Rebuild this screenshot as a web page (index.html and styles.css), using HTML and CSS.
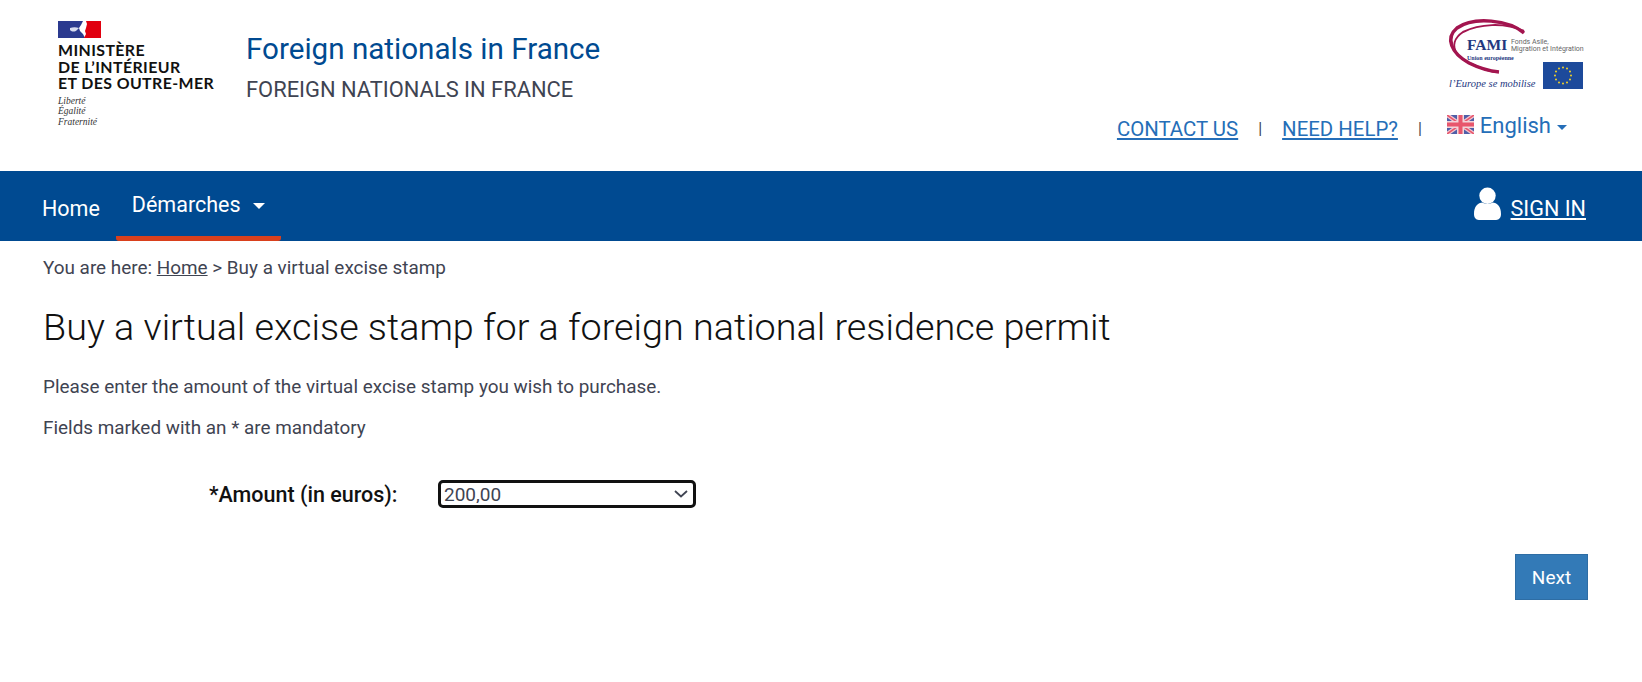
FILE: index.html
```html
<!DOCTYPE html>
<html lang="en">
<head>
    <meta charset="UTF-8">
    <title>Buy a virtual excise stamp</title>
    <link rel="stylesheet" href="styles.css">
</head>
<body>
    <header class="site-header">
        <div class="logo-rf">
            <svg class="rf-flag" width="43" height="17" viewBox="0 0 43 17">
                <rect x="0" y="0" width="20" height="17" fill="#2b3a8f"/>
                <path d="M20 0h5l-2 4-2 3 1 3 3 3 2 4h-7z" fill="#2b3a8f"/>
                <path d="M12 7c3-1 6-1 9 0l-2 2c-2 2-5 2-7 0z" fill="#d8dcef"/>
                <path d="M28 0h15v17H26l2-4-1-3 1-3 1-4z" fill="#e1000f"/>
            </svg>
            <div class="rf-name">MINISTÈRE<br>DE L’INTÉRIEUR<br>ET DES OUTRE-MER</div>
            <div class="rf-motto">Liberté<br>Égalité<br>Fraternité</div>
        </div>
        <div class="site-title">
            <div class="title-main">Foreign nationals in France</div>
            <div class="title-sub">FOREIGN NATIONALS IN FRANCE</div>
        </div>
        <div class="header-right">
            <div class="logo-fami">
                <svg class="fami-swoosh" width="134" height="76" viewBox="0 0 134 76">
                    <path d="M75 15C60 2 25-2 8 10-4 20 2 35 20 45c10 5 20 8 30 9" fill="none" stroke="#a3154f" stroke-width="3.500"/>
                    <path d="M75 13C55 4 30 6 14 14 5 20 3 28 8 36c7 8 22 14 37 18" fill="none" stroke="#a3154f" stroke-width="2"/>
                </svg>
                <span class="fami-word">FAMI</span>
                <span class="fami-fonds">Fonds Asile,<br>Migration et Intégration</span>
                <span class="fami-ue">Union européenne</span>
                <span class="fami-slogan">l’Europe se mobilise</span>
                <svg class="eu-flag" width="40" height="27" viewBox="0 0 40 27">
                    <rect width="40" height="27" fill="#1d4a9b"/>
                    <g fill="#f5d327">
                        <circle cx="20" cy="5.500" r="1"/><circle cx="24" cy="6.600" r="1"/>
                        <circle cx="27" cy="9.500" r="1"/><circle cx="28" cy="13.500" r="1"/>
                        <circle cx="27" cy="17.500" r="1"/><circle cx="24" cy="20.400" r="1"/>
                        <circle cx="20" cy="21.500" r="1"/><circle cx="16" cy="20.400" r="1"/>
                        <circle cx="13" cy="17.500" r="1"/><circle cx="12" cy="13.500" r="1"/>
                        <circle cx="13" cy="9.500" r="1"/><circle cx="16" cy="6.600" r="1"/>
                    </g>
                </svg>
            </div>
            <div class="top-links">
                <a href="#">CONTACT US</a>
                <span class="sep">|</span>
                <a href="#">NEED HELP?</a>
                <span class="sep">|</span>
                <span class="lang">
                    <svg class="uk-flag" width="27" height="19" viewBox="0 0 27 19">
                        <rect width="27" height="19" rx="2" fill="#4f5fa8"/>
                        <path d="M0 0l27 19M27 0L0 19" stroke="#f3c6cf" stroke-width="4"/>
                        <path d="M0 0l27 19M27 0L0 19" stroke="#e8566c" stroke-width="1.500"/>
                        <path d="M13.500 0v19M0 9.500h27" stroke="#f3d5da" stroke-width="7"/>
                        <path d="M13.500 0v19M0 9.500h27" stroke="#e8566c" stroke-width="4"/>
                    </svg>
                    English
                    <span class="caret caret-blue"></span>
                </span>
            </div>
        </div>
    </header>

    <nav class="main-nav">
        <a class="nav-home" href="#">Home</a>
        <a class="nav-item" href="#">Démarches <span class="caret caret-white"></span></a>
        <a class="sign-in" href="#">
            <svg width="27" height="33" viewBox="0 0 28 34">
                <circle cx="14" cy="9" r="8.500" fill="#fff"/>
                <path d="M0 28c0-8 4-12 9-12 3 2 7 2 10 0 5 0 9 4 9 12 0 4-2 6-5 6H5c-3 0-5-2-5-6z" fill="#fff"/>
            </svg>
            <span class="sign-text">SIGN IN</span>
        </a>
    </nav>

    <main class="content">
        <p class="breadcrumb">You are here: <a href="#">Home</a> &gt; Buy a virtual excise stamp</p>
        <h1>Buy a virtual excise stamp for a foreign national residence permit</h1>
        <p class="intro">Please enter the amount of the virtual excise stamp you wish to purchase.</p>
        <p class="mandatory">Fields marked with an * are mandatory</p>
        <form class="amount-form">
            <label for="amount">*Amount (in euros):</label>
            <div class="select-wrap">
                <select id="amount">
                    <option>200,00</option>
                </select>
                <svg class="select-arrow" width="14" height="8" viewBox="0 0 14 8">
                    <path d="M1 1l6 5.500L13 1" fill="none" stroke="#3f4452" stroke-width="1.800"/>
                </svg>
            </div>
        </form>
        <div class="actions">
            <button type="button">Next</button>
        </div>
    </main>
</body>
</html>
```

FILE: styles.css
```css
body {
    font-family: 'Roboto', sans-serif;
    margin: 0;
    background-color: #fff;
    color: #3f4452;
}

a {
    color: inherit;
}

.site-header {
    display: flex;
    height: 171px;
    box-sizing: border-box;
    padding: 21px 58px 0 58px;
}

.logo-rf {
    width: 188px;
}

.rf-flag {
    display: block;
    margin-bottom: 4px;
}

.rf-name {
    font-family: 'Lato', sans-serif;
    font-weight: 700;
    font-size: 15.900px;
    line-height: 16.500px;
    color: #111;
    letter-spacing: 0.4px;
    white-space: nowrap;
}

.rf-motto {
    font-family: 'Liberation Serif', serif;
    font-style: italic;
    font-size: 9.500px;
    line-height: 10.500px;
    color: #333;
    margin-top: 4px;
}

.title-main {
    font-size: 29.600px;
    line-height: 32px;
    color: #004a91;
    margin-top: 12px;
}

.title-sub {
    font-size: 21.900px;
    line-height: 24px;
    color: #3f4452;
    margin-top: 13px;
}

.header-right {
    margin-left: auto;
    width: 490px;
    display: flex;
    flex-direction: column;
    align-items: flex-end;
}

.logo-fami {
    position: relative;
    width: 134px;
    height: 76px;
    margin-top: -3px;
    margin-right: 1px;
}

.fami-swoosh {
    position: absolute;
    left: 0;
    top: 0;
    overflow: visible;
}

.fami-word {
    position: absolute;
    left: 18px;
    top: 18px;
    font-family: 'Liberation Serif', serif;
    font-weight: 700;
    font-size: 15.500px;
    color: #24387f;
}

.fami-fonds {
    position: absolute;
    left: 62px;
    top: 21px;
    font-size: 7px;
    line-height: 7px;
    color: #666;
    white-space: nowrap;
}

.fami-ue {
    position: absolute;
    left: 18px;
    top: 37px;
    font-family: 'Liberation Serif', serif;
    font-weight: 700;
    font-size: 6px;
    color: #24387f;
    white-space: nowrap;
}

.fami-slogan {
    position: absolute;
    left: 0;
    top: 60px;
    font-family: 'Liberation Serif', serif;
    font-style: italic;
    font-size: 10.500px;
    color: #24387f;
    white-space: nowrap;
}

.eu-flag {
    position: absolute;
    right: 0;
    top: 44px;
}

.top-links {
    display: flex;
    align-items: flex-start;
    margin-top: 22px;
    margin-right: 17px;
    font-size: 20.400px;
    line-height: 26px;
    color: #256eb8;
}

.sep {
    color: #3f4452;
    font-size: 16px;
    margin: 0 20px;
}

.lang {
    display: flex;
    align-items: center;
    gap: 6px;
    font-size: 22px;
    margin-left: 5px;
    margin-top: -3px;
}

.uk-flag {
    margin-top: -3px;
}

.caret {
    display: inline-block;
    width: 0;
    height: 0;
    border-left: 5px solid transparent;
    border-right: 5px solid transparent;
}

.caret-blue {
    border-top: 5px solid #256eb8;
    margin-top: 2px;
}

.caret-white {
    border-top: 6px solid #fff;
    border-left-width: 6px;
    border-right-width: 6px;
    margin-left: 7px;
    vertical-align: 3px;
}

.main-nav {
    display: flex;
    height: 70px;
    background-color: #004a91;
    color: #fff;
    padding: 0 56px 0 42px;
}

.main-nav a {
    color: #fff;
}

.nav-home {
    font-size: 21.500px;
    line-height: 26px;
    padding-top: 25px;
    margin-right: 16px;
    text-decoration: none;
}

.nav-item {
    font-size: 21.500px;
    line-height: 26px;
    padding: 21px 16px 0 16px;
    height: 70px;
    box-sizing: border-box;
    border-bottom: 5px solid #d9401c;
    border-radius: 0 0 3px 3px;
    text-decoration: none;
}

.sign-in {
    margin-left: auto;
    display: flex;
    align-items: flex-start;
    gap: 10px;
    padding-top: 16px;
    text-decoration: none;
}

.sign-text {
    font-size: 21.600px;
    line-height: 26px;
    margin-top: 9px;
    text-decoration: underline;
}

.content {
    padding: 0 54px 0 43px;
}

.breadcrumb {
    font-size: 18.900px;
    line-height: 24px;
    margin: 15px 0 0 0;
}

h1 {
    font-weight: 300;
    font-size: 37.750px;
    line-height: 44px;
    color: #111;
    margin: 25px 0 0 0;
}

.intro,
.mandatory {
    font-size: 18.900px;
    line-height: 24px;
    margin: 0;
}

.intro {
    margin-top: 26px;
}

.mandatory {
    margin-top: 17px;
}

.amount-form {
    display: flex;
    align-items: flex-start;
    margin-top: 40px;
    padding-left: 166px;
}

.amount-form label {
    width: 229px;
    font-size: 21.500px;
    font-weight: 500;
    line-height: 26px;
    color: #111;
    margin-top: 2px;
}

.select-wrap {
    position: relative;
    width: 258px;
    height: 28px;
}

.amount-form select {
    appearance: none;
    display: block;
    width: 100%;
    height: 100%;
    box-sizing: border-box;
    border: 3px solid #111;
    border-radius: 5px;
    background-color: #fff;
    color: #3f4452;
    font-family: 'Roboto', sans-serif;
    font-size: 19px;
    padding: 0 0 2px 3px;
}

.select-arrow {
    position: absolute;
    right: 8px;
    top: 10px;
    pointer-events: none;
}

.actions {
    display: flex;
    justify-content: flex-end;
    margin-top: 46px;
}

.actions button {
    width: 73px;
    height: 46px;
    background-color: #337ab7;
    border: 1px solid #2e6da4;
    color: #fff;
    font-family: 'Roboto', sans-serif;
    font-size: 19px;
    font-weight: 400;
    padding: 0;
}
```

-*-*-

Exercise objective: Pull out all lines in the data above that include "styles".

Solution to this task:
Rebuild this screenshot as a web page (index.html and styles.css), using HTML and CSS.
    <link rel="stylesheet" href="styles.css">
FILE: styles.css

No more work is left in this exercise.